Ukrainian, Russian, Estonian, Lebanese, French, British, German and Australian artists have come together, working side by side, to bring The Golden Cockerel to Adelaide Festival audiences. Current events have sent shockwaves through the directorship, staff and participants of the Adelaide Festival, but especially The Golden Cockerel company. Despite this, the team is passionately committed to proceeding with the presentation of this magnificent work.

Joint Artistic Directors of Adelaide Festival Neil Armfield and Rachel Healy said: “Adelaide Festival stands united against military aggression and war. Our hearts are breaking for the people of Ukraine and their families in Australia and elsewhere. Our Ukrainian and Russian artists are supporting each other and together every member of this company prays that this opera, forged through international collaboration, will be received by audiences as a symbol of hope.

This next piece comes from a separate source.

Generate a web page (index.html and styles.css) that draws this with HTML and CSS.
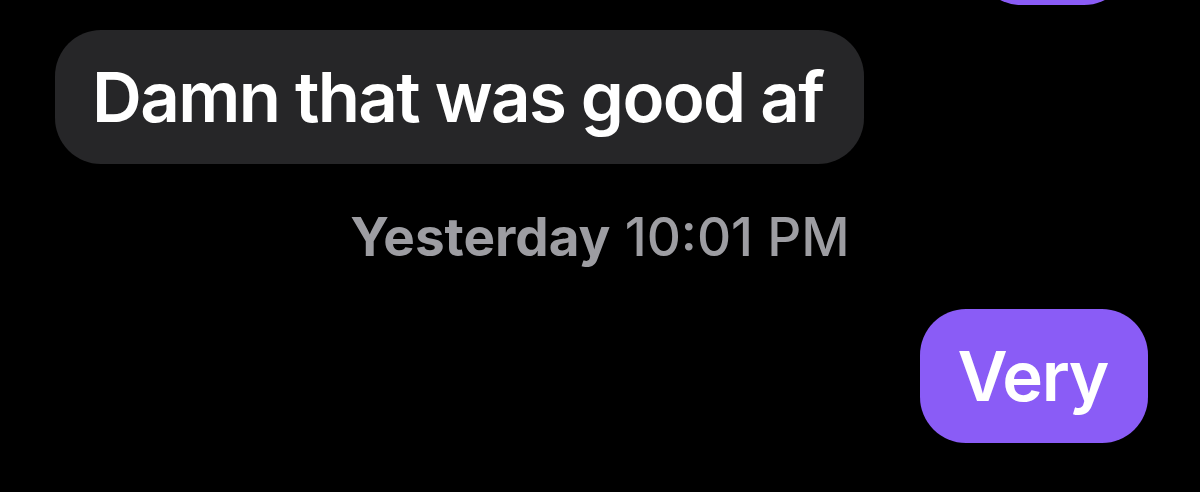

“At a time when thousands of courageous Russians are taking to the streets to denounce the invasion, it is important that we remember the remarkable heritage of protest, pacifism, outrage at autocracy and respect for humanity that Russian art has gifted the world

“What better antidote to the actions of this arrogant government than the works of Alexander Pushkin, Leo Tolstoy, Anton Chekhov, Anna Akhmatova, Aleksandr Solzhenitsyn, Sofia Gubaidulina, Modest Mussorgsky or Dmitri Shostakovich. And of course, Ukraine gave us the incredible minds of Taras Shevchenko, Lessia Ukrayinka, Les Kurbas, Ivan Franko, Mykola Lysenko and Stefania Turkewich,” they said.

Rimsky-Korsakov’s opera was written in 1907 largely in response to the Russo-Japanese war raging just a few years prior. This war was triggered by brazen and hubristic expansionism by Russia into far Eastern territory (Korea and islands close to Japan) and is now seen as an attempt by a despotic Tsar, utterly blind to the new geo-political realities, to resuscitate outmoded Imperial ambitions.

The war and the economic privations it spawned led to mass demonstrations, especially on the campus where the composer taught. Rimsky-Korsakov stood unambiguously with the students, lost his job as a consequence and his absurdist satire was banned until after his death. Ironically, modern portrayals of the central role have prompted comparisons to Soviet leaders and Russian presidents.

We stand by the right of all peoples to live in peace and to fearlessly express their own cultural identity.